New year’s resolutions are prone to failure, but leaders can set employees up for success by laying the groundwork for next year’s goals now.
Across Australia, it’s important for leaders to understand that employees are approaching the end of the year with a variety of mindsets, says workplace culture expert Michelle Gibbings.
“If you’re based in Queensland or WA, it’s a very different sentiment to what you might be feeling if you were based in Melbourne or Sydney,” she tells HR Daily.
“There’s just a sense of exhaustion, and nearly everyone is just looking forward to 2021 being done, so that you can get into a new year, shake off ’21, and focus on connection and engagement, and hopefully looking forward to brighter days.”
As well as having conversations about when and how employees want to show up for work next year, Gibbings also says leaders can start prompting their teams to consider their 2022 goals.
In particular, she refers to research indicating many employees don’t deliver on new year’s resolutions, however setting the groundwork for next year’s goals now can keep them accountable.
“The key thing with goals and objectives is to really get crystal clear around what they actually look like, how deliverable are they, and also what’s going to change when you achieve them, and how much does it matter to you,” she adds.
“Doing some of that goal setting at the end of the year actually then means you’re starting the new year ready to go, as opposed to using the new year to start to think about what it is you’re going to do.
“Do the work now, [so that] when you come back from holidays… you’re actually ready to start the year.

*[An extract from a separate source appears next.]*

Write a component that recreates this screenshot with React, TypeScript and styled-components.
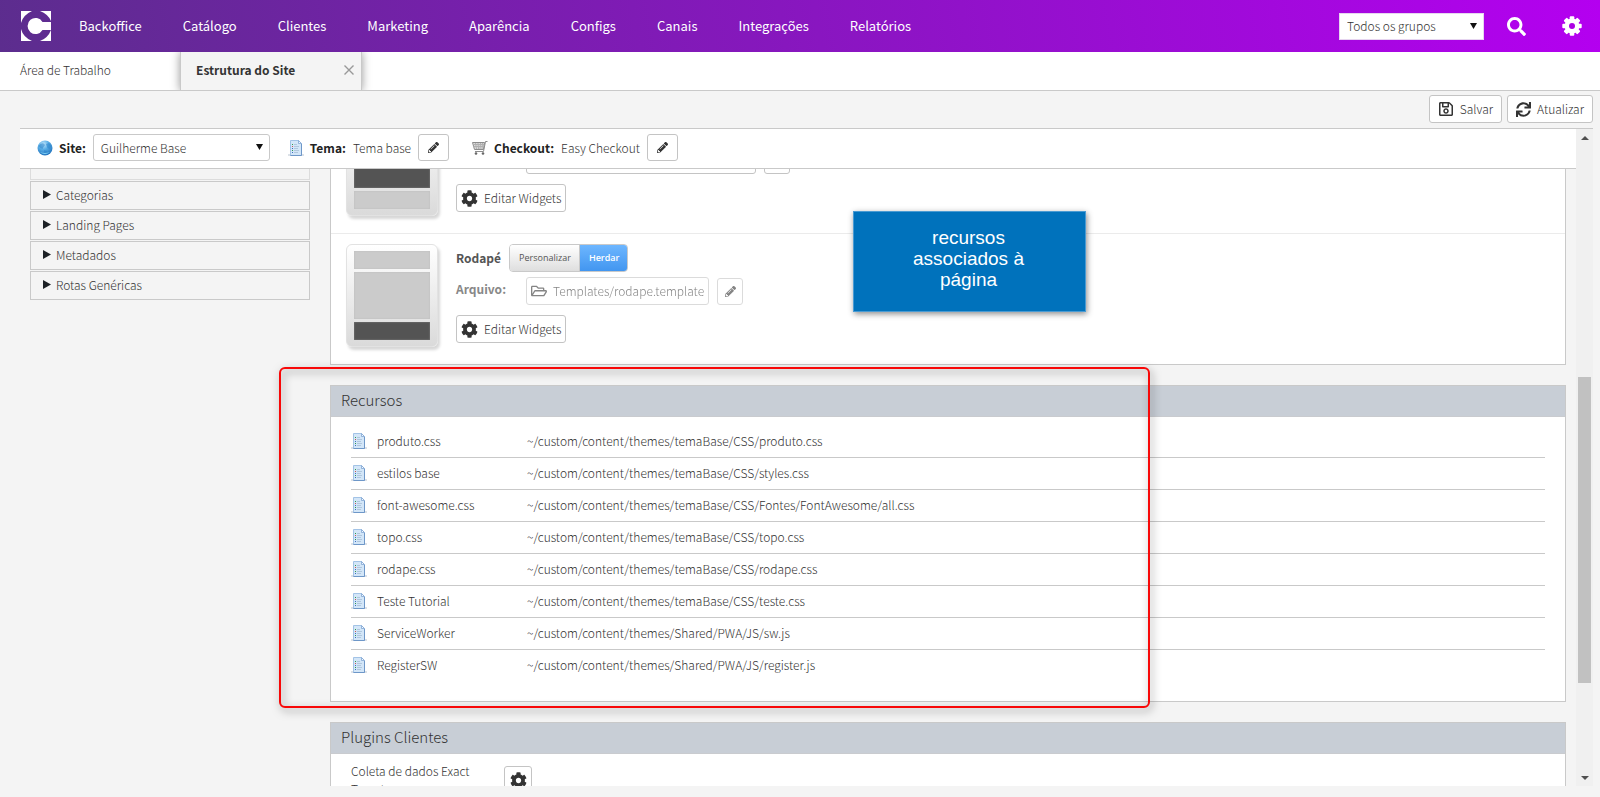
import React from 'react';
import styled, { createGlobalStyle, css } from 'styled-components';
import { FaCog, FaPencilAlt, FaRegFolderOpen, FaRegSave, FaSearch, FaSync } from 'react-icons/fa';

const line = '#c9c9c9';
const page = '#f4f4f4';

const GlobalStyle = createGlobalStyle`
  *, *::before, *::after { box-sizing: border-box; }
  body {
    margin: 0;
    background: ${page};
    color: #333;
    font: 300 12px/18px 'Noto Sans CJK JP', 'Noto Sans CJK SC', 'Noto Sans', sans-serif;
  }
  button, select, input { font: inherit; color: inherit; }
  h2, h3, p { margin: 0; }
`;

const Shell = styled.div`
  display: flex;
  flex-direction: column;
  height: 100vh;
  overflow: hidden;
  padding-bottom: 11px;
`;

/* ---------- top bar ---------- */

const TopBar = styled.header`
  display: flex;
  align-items: center;
  flex: none;
  height: 52px;
  padding: 0 18px 0 21px;
  background: linear-gradient(80deg, #5c2d8e, #b400f0);
`;

const Nav = styled.nav`
  display: flex;
  flex: 1;
  gap: 41px;
  margin-left: 28px;
`;

const NavLink = styled.a`
  color: #fff;
  font-size: 13px;
  font-weight: 400;
  text-decoration: none;
`;

const SelectBox = styled.span<{ $width: number; $height: number; $outlined?: boolean }>`
  position: relative;
  display: flex;
  width: ${(p) => p.$width}px;
  height: ${(p) => p.$height}px;
  border: 1px solid ${(p) => (p.$outlined ? line : '#e6d5f0')};
  border-radius: ${(p) => (p.$outlined ? 3 : 0)}px;
  background: #fff;

  select {
    appearance: none;
    flex: 1;
    border: 0;
    background: none;
    padding: 0 7px;
  }
  svg {
    position: absolute;
    right: 6px;
    top: 8px;
    pointer-events: none;
  }
`;

const BareButton = styled.button<{ $gap: number }>`
  display: flex;
  border: 0;
  background: none;
  padding: 0;
  margin-left: ${(p) => p.$gap}px;
  color: #fff;
`;

/* ---------- tabs ---------- */

const Tabs = styled.div`
  display: flex;
  flex: none;
  height: 39px;
  background: #fff;
  border-bottom: 1px solid ${line};
  overflow: hidden;
`;

const Tab = styled.div<{ $active?: boolean }>`
  display: flex;
  align-items: center;
  justify-content: space-between;
  width: 180px;
  padding: 0 20px 2px;
  ${(p) =>
    p.$active &&
    css`
      width: 182px;
      height: 39px;
      padding: 0 7px 3px 15px;
      background: ${page};
      border: solid ${line};
      border-width: 0 1px;
      box-shadow: 0 0 9px rgba(0, 0, 0, 0.4);
    `}
`;

const TabButton = styled.button<{ $active?: boolean }>`
  border: 0;
  background: none;
  padding: 0;
  font-weight: ${(p) => (p.$active ? 700 : 300)};
`;

/* ---------- actions ---------- */

const Actions = styled.div`
  display: flex;
  flex: none;
  justify-content: flex-end;
  gap: 5px;
  padding: 4px 7px 5px;
`;

const Button = styled.button<{ $pad?: number; $muted?: boolean; $width?: number; $height?: number }>`
  display: flex;
  align-items: center;
  justify-content: center;
  gap: 6px;
  width: ${(p) => (p.$width ? `${p.$width}px` : 'auto')};
  height: ${(p) => p.$height ?? 28}px;
  padding: 0 ${(p) => p.$pad ?? 5}px;
  border: 1px solid #c4c4c4;
  border-radius: 3px;
  background: #fff;
  color: #333;
  white-space: nowrap;
  opacity: ${(p) => (p.$muted ? 0.6 : 1)};

  svg {
    flex: none;
  }
`;

/* ---------- workspace ---------- */

const Workspace = styled.main`
  display: flex;
  flex: 1;
  min-height: 0;
  margin: 0 7px 0 20px;
  border-top: 1px solid ${line};
`;

const View = styled.div`
  display: flex;
  flex-direction: column;
  flex: 1;
  min-width: 0;
`;

const SiteBar = styled.div`
  display: flex;
  align-items: center;
  flex: none;
  height: 40px;
  padding: 0 0 2px 17px;
  background: #fff;
  border-bottom: 1px solid ${line};
`;

const Field = styled.div<{ $gap?: number }>`
  display: flex;
  align-items: center;
  gap: 7px;
  margin-left: ${(p) => p.$gap ?? 0}px;

  > svg {
    margin-right: -1px;
  }
`;

const Strong = styled.label`
  color: #222;
  font-weight: 700;
`;

const Clip = styled.div`
  flex: 1;
  min-height: 0;
  overflow: hidden;
`;

const Content = styled.div`
  position: relative;
  display: flex;
  align-items: flex-start;
  gap: 20px;
  margin-top: -67px;
  padding: 0 10px;
`;

const Side = styled.aside`
  flex: none;
  width: 280px;
  margin-top: 49px;
`;

const SideItem = styled.button<{ $faded?: boolean }>`
  display: flex;
  align-items: center;
  gap: 5px;
  width: 100%;
  height: 29px;
  margin-bottom: 1px;
  padding: 0 12px 2px;
  border: 1px solid ${(p) => (p.$faded ? '#dcdcdc' : line)};
  background: ${page};
`;

const Panels = styled.div`
  display: flex;
  flex: 1;
  flex-direction: column;
  gap: 20px;
  min-width: 0;
`;

const Panel = styled.section`
  background: #fff;
  border: 1px solid ${line};
`;

const PanelTitle = styled.h2`
  height: 31px;
  padding: 0 10px;
  background: #c8ced6;
  border-bottom: 1px solid #c9cbcf;
  font-size: 15px;
  font-weight: 300;
  line-height: 28px;
`;

const Block = styled.div`
  display: flex;
  gap: 18px;
  height: 130px;
  padding: 10px 15px;
  & + & {
    height: 131px;
    border-top: 1px solid #ebebeb;
  }
`;

const Thumb = styled.div`
  display: flex;
  flex: none;
  flex-direction: column;
  gap: 3px;
  width: 92px;
  height: 103px;
  padding: 6px 7px;
  border: 1px solid #e2e2e2;
  border-radius: 6px;
  background: linear-gradient(#fff, #dadada);
  box-shadow: 2px 3px 3px rgba(0, 0, 0, 0.16);
`;

const Zone = styled.div<{ $tall?: boolean; $on?: boolean }>`
  flex: none;
  height: ${(p) => (p.$tall ? 47 : 18)}px;
  background: ${(p) => (p.$on ? '#545454' : '#cbcbcb')};
  box-shadow: inset 0 0 2px ${(p) => (p.$on ? '#888' : '#bbb')};
`;

const BlockBody = styled.div`
  display: flex;
  flex-direction: column;
  align-items: flex-start;
`;

const BlockRow = styled.div<{ $file?: boolean }>`
  display: flex;
  align-items: center;
  gap: 8px;
  min-height: 28px;
  margin-bottom: ${(p) => (p.$file ? 10 : 5)}px;
`;

const BlockName = styled.h3`
  font-size: 12px;
  line-height: 28px;
  font-weight: 700;
  color: #555;
`;

const FieldName = styled.span`
  align-self: flex-start;
  width: 62px;
  line-height: 24px;
  font-weight: 700;
  color: #888;
`;

const Switch = styled.div`
  display: flex;
  height: 28px;
  border: 1px solid ${line};
  border-radius: 4px;
  overflow: hidden;
`;

const SwitchOption = styled.button<{ $on?: boolean }>`
  border: 0;
  border-right: ${(p) => (p.$on ? '0' : `1px solid ${line}`)};
  padding: 0 8px 0 9px;
  font: ${(p) => (p.$on ? 600 : 400)} 9px/20px 'Open Sans', sans-serif;
  color: ${(p) => (p.$on ? '#fff' : '#555')};
  background: ${(p) => (p.$on ? 'linear-gradient(#6db6ff, #4296f0)' : 'linear-gradient(#fff, #dedede)')};
`;

const Table = styled.table`
  width: calc(100% - 40px);
  margin: 8px 20px 20px;
  border-collapse: collapse;

  td {
    height: 32px;
    padding: 0;
  }
  td:first-child {
    width: 26px;
  }
  td:nth-child(2) {
    width: 150px;
  }
  tr + tr td {
    border-top: 1px solid ${line};
  }
  svg {
    display: block;
  }
`;

const Plugin = styled.div`
  display: flex;
  align-items: center;
  gap: 20px;
  padding: 8px 20px 20px;
`;

const PluginName = styled.p`
  width: 133px;
`;

/* ---------- scrollbar ---------- */

const Scrollbar = styled.div`
  display: flex;
  flex: none;
  flex-direction: column;
  width: 17px;
  background: #f0f0f0;
`;

const ScrollEnd = styled.div`
  display: flex;
  align-items: center;
  justify-content: center;
  height: 17px;
`;

const Track = styled.div<{ $share: number; $thumb?: boolean }>`
  flex: ${(p) => p.$share} 0 0;
  margin: 0 2px;
  background: ${(p) => (p.$thumb ? '#c1c1c1' : 'none')};
`;

/* ---------- annotations ---------- */

const Note = styled.div`
  position: absolute;
  left: 833px;
  top: 109px;
  width: 233px;
  height: 101px;
  padding: 15px 52px 15px 50px;
  border: 1px solid #4a9bd3;
  background: #0072bc;
  box-shadow: 1px 2px 6px rgba(0, 0, 0, 0.45);
  color: #fff;
  text-align: center;
  font: 400 19px/21px 'Liberation Sans', sans-serif;
`;

const Highlight = styled.div`
  position: absolute;
  left: 259px;
  top: 265px;
  width: 871px;
  height: 341px;
  border: 2px solid #f80808;
  border-radius: 6px;
  filter: drop-shadow(2px 3px 4px rgba(0, 0, 0, 0.5));
  pointer-events: none;
`;

/* ---------- drawings ---------- */

const Logo = () => (
  <svg width="30" height="30" viewBox="0 0 30 30" aria-label="Logo">
    <path fill="#fff" d="M0 0h11Q2 4 0 12zM19 0h11v10Q27 3 19 0zM0 18q2 8 11 12H0zM30 19v11H19q8-3 11-11z" />
    <path fill="#fff" d="M30 11v8h-8.500a8 8 0 1 1 0-8z" />
  </svg>
);

const Gear8 = () => (
  <svg width="20" height="20" viewBox="-10 -10 20 20">
    <g fill="#fff">
      {[0, 45, 90, 135].map((a) => (
        <rect key={a} x="-2.300" y="-9.700" width="4.600" height="19.400" rx="1" transform={`rotate(${a})`} />
      ))}
      <circle r="7.400" />
    </g>
    <circle r="3" fill="#ac00e4" />
  </svg>
);

const Down = () => (
  <svg width="7" height="8" viewBox="0 0 7 8">
    <path d="M0 1h7L3.500 7z" fill="#111" />
  </svg>
);

const Right = () => (
  <svg width="8" height="9" viewBox="0 0 8 9">
    <path d="M0 0l8 4.500L0 9z" fill="#1d2126" />
  </svg>
);

const Close = () => (
  <svg width="10" height="10" viewBox="0 0 10 10">
    <path d="M.5.5l9 9M9.500.5l-9 9" stroke="#999" strokeWidth="1.400" />
  </svg>
);

const Globe = () => (
  <svg width="16" height="16" viewBox="0 0 16 16">
    <defs>
      <radialGradient id="globe" cx="40%" cy="25%" r="75%">
        <stop offset="0" stopColor="#c5e8fc" />
        <stop offset=".45" stopColor="#5aaee6" />
        <stop offset="1" stopColor="#2274be" />
      </radialGradient>
    </defs>
    <circle cx="8" cy="8" r="7.500" fill="url(#globe)" />
    <path d="M1.500 6q3-4 6-2 1 2-1 3l-1 2-2-1zM9 4l3-1 2.500 3-2 3-2-1zM7 10l3 1-1 3H7z" fill="#2f86cb" opacity=".6" />
    <path d="M3 12q5 4 10 0-5 2-10 0z" fill="#7fd0f5" />
  </svg>
);

const Sheet = () => (
  <svg width="16" height="16" viewBox="0 0 16 16">
    <path d="M0 14.500h16v1H0z" fill="#b9c3cf" />
    <path d="M2.500.5h8L13.500 3.500v12h-11z" fill="#d3e6f8" stroke="#a3c3e6" />
    <path d="M10.500.5v3h3z" fill="#f3f9ff" stroke="#7fa5d2" strokeWidth=".8" />
    <path d="M2.500 15.500h11V4" fill="none" stroke="#6e97c8" />
    <path d="M6 4.500h3M6 6.500h5M6 8.500h4M6 10.500h5M6 12.500h4" stroke="#b0c7de" />
    <path d="M4 4.500h1M4 10.500h1" stroke="#2d9c4c" />
    <path d="M4 6.500h1" stroke="#c55" />
    <path d="M4 8.500h1M4 12.500h1" stroke="#3c70c0" />
  </svg>
);

const Cart = () => (
  <svg width="16" height="14" viewBox="0 0 16 14">
    <path d="M.5 1.500h12l-1 7h-9z" fill="#dcdcdc" />
    <g fill="none" stroke="#8c8c8c">
      <path d="M.5 1.500h12l-1 7h-9zM15.500.5h-2l-2 10H3" />
      <path d="M1 3.500h11M1.500 5.500h10M3.500 2l1 6M6 2l.5 6M8.500 2L8 8M10.500 2L10 8" stroke="#b0b0b0" />
    </g>
    <circle cx="4" cy="12.500" r="1.300" fill="#666" />
    <circle cx="11" cy="12.500" r="1.300" fill="#666" />
  </svg>
);

const ScrollArrow = ({ up }: { up?: boolean }) => (
  <svg width="8" height="4" viewBox="0 0 8 4">
    <path d={up ? 'M0 4l4-4 4 4z' : 'M0 0h8L4 4z'} fill="#505050" />
  </svg>
);

/* ---------- page ---------- */

const menu = ['Backoffice', 'Catálogo', 'Clientes', 'Marketing', 'Aparência', 'Configs', 'Canais', 'Integrações', 'Relatórios'];
const sections = ['Categorias', 'Landing Pages', 'Metadados', 'Rotas Genéricas'];
const base = '~/custom/content/themes/';
const resources = [
  ['produto.css', 'temaBase/CSS/produto.css'],
  ['estilos base', 'temaBase/CSS/styles.css'],
  ['font-awesome.css', 'temaBase/CSS/Fontes/FontAwesome/all.css'],
  ['topo.css', 'temaBase/CSS/topo.css'],
  ['rodape.css', 'temaBase/CSS/rodape.css'],
  ['Teste Tutorial', 'temaBase/CSS/teste.css'],
  ['ServiceWorker', 'Shared/PWA/JS/sw.js'],
  ['RegisterSW', 'Shared/PWA/JS/register.js'],
];

interface TemplateProps {
  name?: string;
  file?: string;
  active: number;
  fileWidth?: number;
}

const TemplateBlock = ({ name, file, active, fileWidth }: TemplateProps) => (
  <Block>
    <Thumb>
      {[0, 1, 2].map((i) => (
        <Zone key={i} $tall={i === 1} $on={i === active} />
      ))}
    </Thumb>
    <BlockBody>
      <BlockRow>
        {name && (
          <>
            <BlockName>{name}</BlockName>
            <Switch>
              <SwitchOption type="button">Personalizar</SwitchOption>
              <SwitchOption type="button" $on>Herdar</SwitchOption>
            </Switch>
          </>
        )}
      </BlockRow>
      <BlockRow $file>
        <FieldName>{file && 'Arquivo:'}</FieldName>
        <Button type="button" $muted={!!file} $pad={4} $width={fileWidth} aria-label="Arquivo">
          {file && <FaRegFolderOpen size={16} />}
          {file}
        </Button>
        <Button type="button" $muted={!!file} $pad={0} $width={26} $height={27} aria-label="Editar arquivo">
          {file && <FaPencilAlt size={11} />}
        </Button>
      </BlockRow>
      <Button type="button" $pad={4}>
        <FaCog size={17} />
        Editar Widgets
      </Button>
    </BlockBody>
  </Block>
);

export default function App() {
  return (
    <>
      <GlobalStyle />
      <Shell>
        <TopBar>
          <Logo />
          <Nav>
            {menu.map((m) => (
              <NavLink key={m} href="#">{m}</NavLink>
            ))}
          </Nav>
          <SelectBox $width={145} $height={27}>
            <select aria-label="Grupo">
              <option>Todos os grupos</option>
            </select>
            <Down />
          </SelectBox>
          <BareButton type="button" $gap={23} aria-label="Buscar">
            <FaSearch size={19} />
          </BareButton>
          <BareButton type="button" $gap={36} aria-label="Ajustes">
            <Gear8 />
          </BareButton>
        </TopBar>

        <Tabs>
          <Tab>
            <TabButton type="button">Área de Trabalho</TabButton>
          </Tab>
          <Tab $active>
            <TabButton type="button" $active>Estrutura do Site</TabButton>
            <BareButton type="button" $gap={0} aria-label="Fechar">
              <Close />
            </BareButton>
          </Tab>
        </Tabs>

        <Actions>
          <Button type="button" $pad={8}>
            <FaRegSave size={16} />
            Salvar
          </Button>
          <Button type="button" $pad={8}>
            <FaSync size={15} />
            Atualizar
          </Button>
        </Actions>

        <Workspace>
          <View>
            <SiteBar>
              <Field>
                <Globe />
                <Strong htmlFor="site">Site:</Strong>
                <SelectBox $width={177} $height={27} $outlined>
                  <select id="site">
                    <option>Guilherme Base</option>
                  </select>
                  <Down />
                </SelectBox>
              </Field>
              <Field $gap={18}>
                <Sheet />
                <Strong htmlFor="theme">Tema:</Strong>
                <span>Tema base</span>
                <Button type="button" id="theme" $width={31} $height={27} aria-label="Editar tema">
                  <FaPencilAlt size={11} />
                </Button>
              </Field>
              <Field $gap={23}>
                <Cart />
                <Strong htmlFor="checkout">Checkout:</Strong>
                <span>Easy Checkout</span>
                <Button type="button" id="checkout" $width={31} $height={27} aria-label="Editar checkout">
                  <FaPencilAlt size={11} />
                </Button>
              </Field>
            </SiteBar>

            <Clip>
              <Content>
                <Side>
                  <SideItem type="button" $faded aria-label="Busca" />
                  {sections.map((s) => (
                    <SideItem type="button" key={s}>
                      <Right />
                      {s}
                    </SideItem>
                  ))}
                </Side>

                <Panels>
                  <Panel>
                    <TemplateBlock active={1} fileWidth={230} />
                    <TemplateBlock name="Rodapé" file="Templates/rodape.template" active={2} />
                  </Panel>

                  <Panel>
                    <PanelTitle>Recursos</PanelTitle>
                    <Table>
                      <tbody>
                        {resources.map(([name, path]) => (
                          <tr key={name}>
                            <td><Sheet /></td>
                            <td>{name}</td>
                            <td>{base}{path}</td>
                          </tr>
                        ))}
                      </tbody>
                    </Table>
                  </Panel>

                  <Panel>
                    <PanelTitle>Plugins Clientes</PanelTitle>
                    <Plugin>
                      <PluginName>Coleta de dados Exact Target</PluginName>
                      <Button type="button" $width={28} aria-label="Configurar plugin">
                        <FaCog size={17} />
                      </Button>
                    </Plugin>
                  </Panel>
                </Panels>

                <Note>recursos associados à página</Note>
                <Highlight />
              </Content>
            </Clip>
          </View>

          <Scrollbar>
            <ScrollEnd><ScrollArrow up /></ScrollEnd>
            <Track $share={231} />
            <Track $share={306} $thumb />
            <Track $share={86} />
            <ScrollEnd><ScrollArrow /></ScrollEnd>
          </Scrollbar>
        </Workspace>
      </Shell>
    </>
  );
}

You’re actually structured, you’re focused, and you actually know what it is that you want to achieve through the year.”
Applying a ‘delivery lens’
It’s up to leaders to help approach employees’ goals with a “delivery lens” and guide them towards their objectives in the planning stage, Gibbings says.
“The key thing then for leaders, is you’re having conversations.”
Good leaders will have a regular, structured program of team meetings and individual sessions, says Gibbings, and “in those individual one-onone conversations, they’re talking with their team members around, ‘how are you going, where can I help you, are there roadblocks that are stopping you from being able to progress in the way that you would like to progress, how can I help you remove those roadblocks?'”.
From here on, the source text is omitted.